Absentee Shawnee Corporation Act Section IX.307, AST CORP Act Section IX.307



Section X.308. Amendment of Articles of Incorporation in Reorganization Proceedings

Whenever a plan of reorganization of a corporation has been confirmed by decree or order of a court of competent jurisdiction in proceedings of the reorganization of such corporation, pursuant to the provisions of any applicable statute of the United States relating to reorganizations of corporations, the Articles of Incorporation of the corporation may be amended, in the manner provided in this section, in as many respects as may be necessary to carry out the plan and put it into effect, so long as the Articles of Incorporation as amended contain only such provisions as might be lawfully contained in original Articles of Incorporation at the time of making such amendment. In particular and without limitation upon such general power of amendment, the Articles of Incorporation may be amended for such purpose as to:

(a) Change the corporate name, period of duration or corporate purposes of the corporation;

(b) Repeal, alter or amend the by-laws of the corporation;

(c) Change the aggregate number of shares or any class, which the corporation has authority to issue;

(d) Change the preferences, limitations and relative rights in respect of all or any part of the shares of the corporation, and classify, reclassify or cancel all or any part thereof, whether issued or unissued.

(e) Authorize the issuance of bonds, debentures or other obligations of the corporation, whether or not, convertible into shares of any class or bearing warrants or other evidences of optional rights to purchase or subscribe for shares of any class, and fix the terms and conditions thereof; and

(f) Constitute or reconstitute and classify or reclassify the board of directors of the corporation, and appoint directors and officers in place of or in addition to all or any of the directors or officers then in office.

(g) Amendments to the Articles of Incorporation pursuant to this section shall be made, upon submission of the amendments to the Tribal Secretary, in the following manner:

(1.) The Tribal Secretary shall endorse on each of such duplicate originals the word “Filed,” and the month, day and year of the filing thereof.
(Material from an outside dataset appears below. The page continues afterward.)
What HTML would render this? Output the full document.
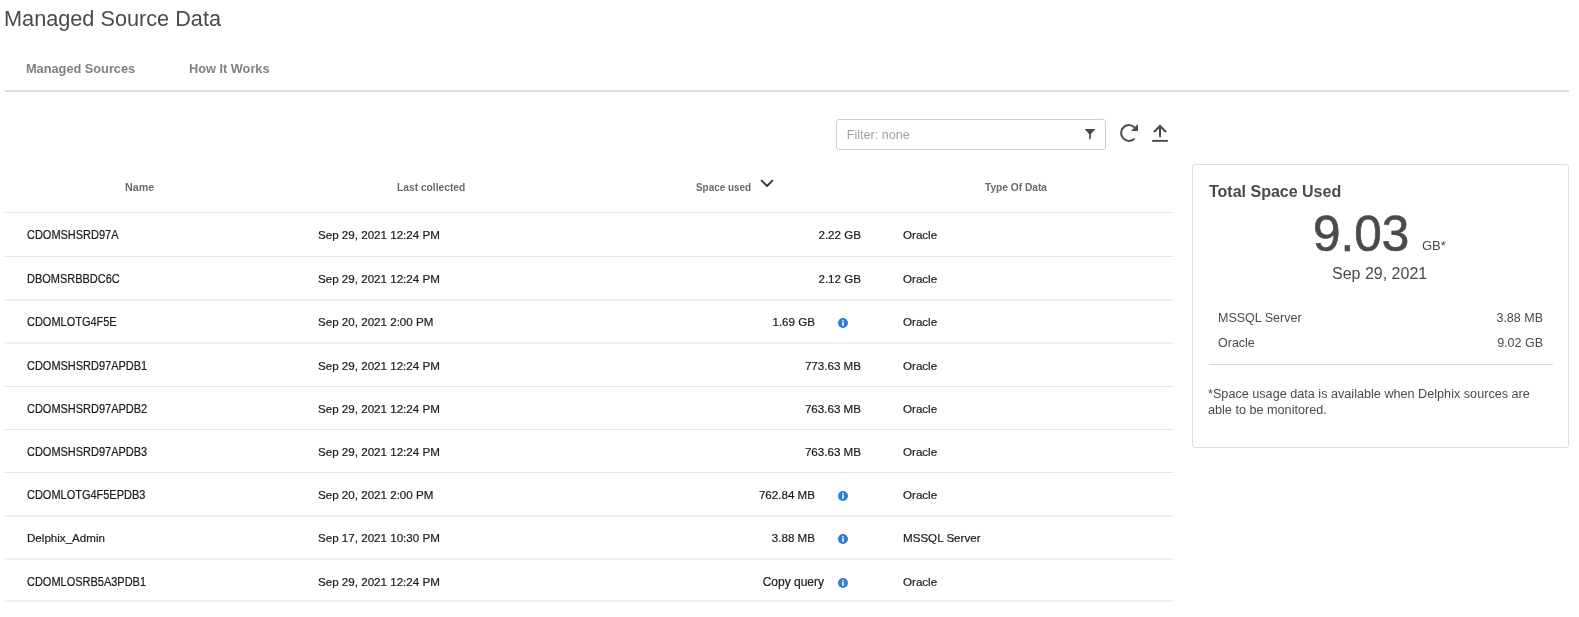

(2.) File one of such duplicate originals in his office with the certified copy of the decree.

(3.) Issue a certificate of amendment to which he shall affix the other duplicate original. The certificate of amendment, together with the duplicate original of the articles of amendment affixed thereto by the Secretary, shall be returned to the corporation or its representative. Upon the issuance of the certificate of amendment by the Secretary, the amendments shall become effective and the Articles of Incorporation shall be deemed to be amended accordingly, without any action thereon by the directors or shareholders of the corporation and with the same effect as if the amendments had been adopted by unanimous action of the directors and shareholders of the corporation.

Absentee Shawnee Corporation Act Section X.308, AST CORP Act Section X.308



Section XI.309. Restriction on Redemption or Purchase of Redeemable Shares

No redemption or purchase of redeemable shares shall be made by a corporation when it is insolvent or when such redemption or purchase would render it insolvent, or which would reduce the net assets below the aggregate amount payable to the holders of shares having prior or equal rights to the assets of the corporation upon involuntary dissolution.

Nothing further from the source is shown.